Stated goal:
Copy out the listing that follows, exactly, without its pictures.

Available data:

* Begin *

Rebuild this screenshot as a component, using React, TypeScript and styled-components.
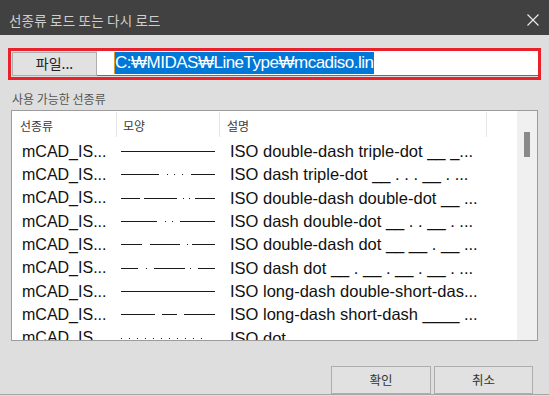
import styled, { createGlobalStyle } from "styled-components"

const GlobalStyle = createGlobalStyle`
    html, body {
        margin: 0;
        padding: 0;
        background: #dedede;
    }
    body {
        width: 549px;
        height: 396px;
        overflow: hidden;
        font-family: "Noto Sans CJK KR", "Liberation Sans", sans-serif;
    }
`

const Window = styled.div`
    width: 549px;
    height: 396px;
    display: flex;
    flex-direction: column;
`

const TitleBar = styled.div`
    height: 35px;
    flex: none;
    background: #414141;
    display: flex;
    align-items: center;
    justify-content: space-between;
    padding: 4px 10px 0 9px;
    box-sizing: border-box;
`

const Title = styled.span`
    color: #cfcfcf;
    font-size: 13.5px;
    letter-spacing: 0.2px;
`

const Body = styled.div`
    height: 359px;
    flex: none;
    background: #dedede;
    border-bottom: 1px solid #a6a6a6;
    overflow: hidden;
    display: flex;
    flex-direction: column;
`

const FileBox = styled.div`
    margin: 13px 0 0 8px;
    width: 533px;
    height: 32px;
    box-sizing: border-box;
    border: 3px solid #e8212b;
    display: flex;
`

const FileButton = styled.button`
    width: 85px;
    height: 24px;
    margin: 1px 0 0 1px;
    box-sizing: border-box;
    border: 1px solid #adadad;
    background: #e1e1e1;
    font-family: "Noto Sans CJK KR", sans-serif;
    font-size: 14px;
    color: #222;
    padding: 0 0 2px 0;
`

const PathInput = styled.div`
    flex: 1;
    height: 25px;
    box-sizing: border-box;
    background: #fff;
    border-bottom: 1px solid #6a5ad8;
    padding: 1px 0 0 17px;
    display: flex;
    align-items: flex-start;
`

const Selected = styled.span`
    display: inline-block;
    height: 22px;
    line-height: 22px;
    background: #0078d7;
    color: #fff;
    border-left: 1px solid #e09a2c;
    font-family: "Liberation Sans", "Noto Sans CJK KR", sans-serif;
    font-size: 17px;
    letter-spacing: -0.5px;
    white-space: nowrap;
`

const GroupLabel = styled.div`
    margin: 11px 0 0 12px;
    height: 16px;
    line-height: 16px;
    font-size: 12px;
    color: #555;
`

const ListBox = styled.div`
    margin: 3px 0 0 11px;
    width: 527px;
    height: 232px;
    box-sizing: border-box;
    border: 1px solid #9c9c9c;
    background: #fff;
    display: flex;
    overflow: hidden;
`

const Table = styled.div`
    flex: 1;
    overflow: hidden;
`

const Columns = styled.div`
    display: grid;
    grid-template-columns: 104px 103px 267px 1fr;
`

const HeaderRow = styled(Columns)`
    height: 29px;
`

const HeaderCell = styled.div<{ $divider?: boolean; $pad: number }>`
    position: relative;
    display: flex;
    align-items: center;
    padding-left: ${({ $pad }) => $pad}px;
    font-size: 12px;
    color: #3a3a3a;
    &::before {
        content: "";
        display: ${({ $divider }) => ($divider ? "block" : "none")};
        position: absolute;
        left: 0;
        top: 1px;
        height: 25px;
        width: 1px;
        background: #e6e6e6;
    }
`

const Row = styled(Columns)`
    height: 23.33px;
    align-items: center;
`

const NameCell = styled.div`
    padding-left: 10px;
    font-family: "Liberation Sans", sans-serif;
    font-size: 16px;
    color: #111;
    white-space: nowrap;
`

const ShapeCell = styled.div`
    padding-left: 5px;
    display: flex;
    align-items: center;
`

const DescCell = styled.div`
    padding-left: 11px;
    font-family: "Liberation Sans", sans-serif;
    font-size: 16.5px;
    color: #111;
    white-space: nowrap;
    overflow: hidden;
`

const ScrollTrack = styled.div`
    width: 20px;
    flex: none;
    background: #f0f0f0;
    display: flex;
    justify-content: center;
    padding-top: 21px;
    box-sizing: border-box;
`

const ScrollThumb = styled.div`
    width: 6px;
    height: 25px;
    background: #8a8a8a;
`

const Footer = styled.div`
    margin: 25px 0 0 331px;
    display: flex;
    gap: 3px;
`

const DialogButton = styled.button<{ $width: number }>`
    width: ${({ $width }) => $width}px;
    height: 28px;
    box-sizing: border-box;
    border: 1px solid #adadad;
    background: #e1e1e1;
    font-family: "Noto Sans CJK KR", sans-serif;
    font-size: 12.5px;
    color: #333;
    padding: 0;
`

type Seg = [number, number]

const dots = (from: number, to: number, step: number): Seg[] => {
    const out: Seg[] = []
    for (let x = from; x <= to; x += step) out.push([x, x + 1])
    return out
}

const rows: { name: string; shape: Seg[]; desc: string }[] = [
    { name: "mCAD_IS...", shape: [[0, 94]], desc: "ISO double-dash triple-dot __ _..." },
    { name: "mCAD_IS...", shape: [[0, 38], [46, 47], [53, 54], [61, 62], [70, 94]], desc: "ISO dash triple-dot __ . . . __ . ..." },
    { name: "mCAD_IS...", shape: [[0, 19], [23, 56], [62, 63], [68, 69], [74, 94]], desc: "ISO double-dash double-dot __ ..." },
    { name: "mCAD_IS...", shape: [[0, 36], [44, 45], [51, 52], [59, 94]], desc: "ISO dash double-dot __ . . __ . ..." },
    { name: "mCAD_IS...", shape: [[0, 21], [29, 59], [66, 67], [71, 94]], desc: "ISO double-dash dot __ __ . __ ..." },
    { name: "mCAD_IS...", shape: [[0, 17], [25, 26], [33, 64], [69, 70], [77, 94]], desc: "ISO dash dot __ . __ . __ . __ . ..." },
    { name: "mCAD_IS...", shape: [[0, 94]], desc: "ISO long-dash double-short-das..." },
    { name: "mCAD_IS...", shape: [[0, 34], [41, 56], [63, 94]], desc: "ISO long-dash short-dash ____ ..." },
    { name: "mCAD_IS...", shape: dots(0, 82, 8), desc: "ISO dot . . . . . . . . . . . . . ..." },
]

const LineSample = ({ segs }: { segs: Seg[] }) => (
    <svg width="94" height="3" shapeRendering="crispEdges">
        {segs.map(([a, b], i) => (
            <rect key={i} x={a} y={1} width={b - a} height={1} fill="#1a1a1a" />
        ))}
    </svg>
)

const CloseIcon = () => (
    <svg width="12" height="12" viewBox="0 0 12 12">
        <path d="M0.5 0.5 L11.5 11.5 M11.5 0.5 L0.5 11.5" stroke="#ececec" strokeWidth="1.1" fill="none" />
    </svg>
)

export default function App() {
    return (
        <>
            <GlobalStyle />
            <Window>
                <TitleBar>
                    <Title>선종류 로드 또는 다시 로드</Title>
                    <CloseIcon />
                </TitleBar>
                <Body>
                    <FileBox>
                        <FileButton>파일...</FileButton>
                        <PathInput>
                            <Selected>C:₩MIDAS₩LineType₩mcadiso.lin</Selected>
                        </PathInput>
                    </FileBox>
                    <GroupLabel>사용 가능한 선종류</GroupLabel>
                    <ListBox>
                        <Table>
                            <HeaderRow>
                                <HeaderCell $pad={8}>선종류</HeaderCell>
                                <HeaderCell $pad={7} $divider>모양</HeaderCell>
                                <HeaderCell $pad={8} $divider>설명</HeaderCell>
                                <HeaderCell $pad={0} $divider />
                            </HeaderRow>
                            {rows.map((r, i) => (
                                <Row key={i}>
                                    <NameCell>{r.name}</NameCell>
                                    <ShapeCell>
                                        <LineSample segs={r.shape} />
                                    </ShapeCell>
                                    <DescCell>{r.desc}</DescCell>
                                    <div />
                                </Row>
                            ))}
                        </Table>
                        <ScrollTrack>
                            <ScrollThumb />
                        </ScrollTrack>
                    </ListBox>
                    <Footer>
                        <DialogButton $width={100}>확인</DialogButton>
                        <DialogButton $width={99}>취소</DialogButton>
                    </Footer>
                </Body>
            </Window>
        </>
    )
}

* End *

Correct response:
Rebuild this screenshot as a component, using React, TypeScript and styled-components.
import styled, { createGlobalStyle } from "styled-components"

const GlobalStyle = createGlobalStyle`
    html, body {
        margin: 0;
        padding: 0;
        background: #dedede;
    }
    body {
        width: 549px;
        height: 396px;
        overflow: hidden;
        font-family: "Noto Sans CJK KR", "Liberation Sans", sans-serif;
    }
`

const Window = styled.div`
    width: 549px;
    height: 396px;
    display: flex;
    flex-direction: column;
`

const TitleBar = styled.div`
    height: 35px;
    flex: none;
    background: #414141;
    display: flex;
    align-items: center;
    justify-content: space-between;
    padding: 4px 10px 0 9px;
    box-sizing: border-box;
`

const Title = styled.span`
    color: #cfcfcf;
    font-size: 13.5px;
    letter-spacing: 0.2px;
`

const Body = styled.div`
    height: 359px;
    flex: none;
    background: #dedede;
    border-bottom: 1px solid #a6a6a6;
    overflow: hidden;
    display: flex;
    flex-direction: column;
`

const FileBox = styled.div`
    margin: 13px 0 0 8px;
    width: 533px;
    height: 32px;
    box-sizing: border-box;
    border: 3px solid #e8212b;
    display: flex;
`

const FileButton = styled.button`
    width: 85px;
    height: 24px;
    margin: 1px 0 0 1px;
    box-sizing: border-box;
    border: 1px solid #adadad;
    background: #e1e1e1;
    font-family: "Noto Sans CJK KR", sans-serif;
    font-size: 14px;
    color: #222;
    padding: 0 0 2px 0;
`

const PathInput = styled.div`
    flex: 1;
    height: 25px;
    box-sizing: border-box;
    background: #fff;
    border-bottom: 1px solid #6a5ad8;
    padding: 1px 0 0 17px;
    display: flex;
    align-items: flex-start;
`

const Selected = styled.span`
    display: inline-block;
    height: 22px;
    line-height: 22px;
    background: #0078d7;
    color: #fff;
    border-left: 1px solid #e09a2c;
    font-family: "Liberation Sans", "Noto Sans CJK KR", sans-serif;
    font-size: 17px;
    letter-spacing: -0.5px;
    white-space: nowrap;
`

const GroupLabel = styled.div`
    margin: 11px 0 0 12px;
    height: 16px;
    line-height: 16px;
    font-size: 12px;
    color: #555;
`

const ListBox = styled.div`
    margin: 3px 0 0 11px;
    width: 527px;
    height: 232px;
    box-sizing: border-box;
    border: 1px solid #9c9c9c;
    background: #fff;
    display: flex;
    overflow: hidden;
`

const Table = styled.div`
    flex: 1;
    overflow: hidden;
`

const Columns = styled.div`
    display: grid;
    grid-template-columns: 104px 103px 267px 1fr;
`

const HeaderRow = styled(Columns)`
    height: 29px;
`

const HeaderCell = styled.div<{ $divider?: boolean; $pad: number }>`
    position: relative;
    display: flex;
    align-items: center;
    padding-left: ${({ $pad }) => $pad}px;
    font-size: 12px;
    color: #3a3a3a;
    &::before {
        content: "";
        display: ${({ $divider }) => ($divider ? "block" : "none")};
        position: absolute;
        left: 0;
        top: 1px;
        height: 25px;
        width: 1px;
        background: #e6e6e6;
    }
`

const Row = styled(Columns)`
    height: 23.33px;
    align-items: center;
`

const NameCell = styled.div`
    padding-left: 10px;
    font-family: "Liberation Sans", sans-serif;
    font-size: 16px;
    color: #111;
    white-space: nowrap;
`

const ShapeCell = styled.div`
    padding-left: 5px;
    display: flex;
    align-items: center;
`

const DescCell = styled.div`
    padding-left: 11px;
    font-family: "Liberation Sans", sans-serif;
    font-size: 16.5px;
    color: #111;
    white-space: nowrap;
    overflow: hidden;
`

const ScrollTrack = styled.div`
    width: 20px;
    flex: none;
    background: #f0f0f0;
    display: flex;
    justify-content: center;
    padding-top: 21px;
    box-sizing: border-box;
`

const ScrollThumb = styled.div`
    width: 6px;
    height: 25px;
    background: #8a8a8a;
`

const Footer = styled.div`
    margin: 25px 0 0 331px;
    display: flex;
    gap: 3px;
`

const DialogButton = styled.button<{ $width: number }>`
    width: ${({ $width }) => $width}px;
    height: 28px;
    box-sizing: border-box;
    border: 1px solid #adadad;
    background: #e1e1e1;
    font-family: "Noto Sans CJK KR", sans-serif;
    font-size: 12.5px;
    color: #333;
    padding: 0;
`

type Seg = [number, number]

const dots = (from: number, to: number, step: number): Seg[] => {
    const out: Seg[] = []
    for (let x = from; x <= to; x += step) out.push([x, x + 1])
    return out
}

const rows: { name: string; shape: Seg[]; desc: string }[] = [
    { name: "mCAD_IS...", shape: [[0, 94]], desc: "ISO double-dash triple-dot __ _..." },
    { name: "mCAD_IS...", shape: [[0, 38], [46, 47], [53, 54], [61, 62], [70, 94]], desc: "ISO dash triple-dot __ . . . __ . ..." },
    { name: "mCAD_IS...", shape: [[0, 19], [23, 56], [62, 63], [68, 69], [74, 94]], desc: "ISO double-dash double-dot __ ..." },
    { name: "mCAD_IS...", shape: [[0, 36], [44, 45], [51, 52], [59, 94]], desc: "ISO dash double-dot __ . . __ . ..." },
    { name: "mCAD_IS...", shape: [[0, 21], [29, 59], [66, 67], [71, 94]], desc: "ISO double-dash dot __ __ . __ ..." },
    { name: "mCAD_IS...", shape: [[0, 17], [25, 26], [33, 64], [69, 70], [77, 94]], desc: "ISO dash dot __ . __ . __ . __ . ..." },
    { name: "mCAD_IS...", shape: [[0, 94]], desc: "ISO long-dash double-short-das..." },
    { name: "mCAD_IS...", shape: [[0, 34], [41, 56], [63, 94]], desc: "ISO long-dash short-dash ____ ..." },
    { name: "mCAD_IS...", shape: dots(0, 82, 8), desc: "ISO dot . . . . . . . . . . . . . ..." },
]

const LineSample = ({ segs }: { segs: Seg[] }) => (
    <svg width="94" height="3" shapeRendering="crispEdges">
        {segs.map(([a, b], i) => (
            <rect key={i} x={a} y={1} width={b - a} height={1} fill="#1a1a1a" />
        ))}
    </svg>
)

const CloseIcon = () => (
    <svg width="12" height="12" viewBox="0 0 12 12">
        <path d="M0.5 0.5 L11.5 11.5 M11.5 0.5 L0.5 11.5" stroke="#ececec" strokeWidth="1.1" fill="none" />
    </svg>
)

export default function App() {
    return (
        <>
            <GlobalStyle />
            <Window>
                <TitleBar>
                    <Title>선종류 로드 또는 다시 로드</Title>
                    <CloseIcon />
                </TitleBar>
                <Body>
                    <FileBox>
                        <FileButton>파일...</FileButton>
                        <PathInput>
                            <Selected>C:₩MIDAS₩LineType₩mcadiso.lin</Selected>
                        </PathInput>
                    </FileBox>
                    <GroupLabel>사용 가능한 선종류</GroupLabel>
                    <ListBox>
                        <Table>
                            <HeaderRow>
                                <HeaderCell $pad={8}>선종류</HeaderCell>
                                <HeaderCell $pad={7} $divider>모양</HeaderCell>
                                <HeaderCell $pad={8} $divider>설명</HeaderCell>
                                <HeaderCell $pad={0} $divider />
                            </HeaderRow>
                            {rows.map((r, i) => (
                                <Row key={i}>
                                    <NameCell>{r.name}</NameCell>
                                    <ShapeCell>
                                        <LineSample segs={r.shape} />
                                    </ShapeCell>
                                    <DescCell>{r.desc}</DescCell>
                                    <div />
                                </Row>
                            ))}
                        </Table>
                        <ScrollTrack>
                            <ScrollThumb />
                        </ScrollTrack>
                    </ListBox>
                    <Footer>
                        <DialogButton $width={100}>확인</DialogButton>
                        <DialogButton $width={99}>취소</DialogButton>
                    </Footer>
                </Body>
            </Window>
        </>
    )
}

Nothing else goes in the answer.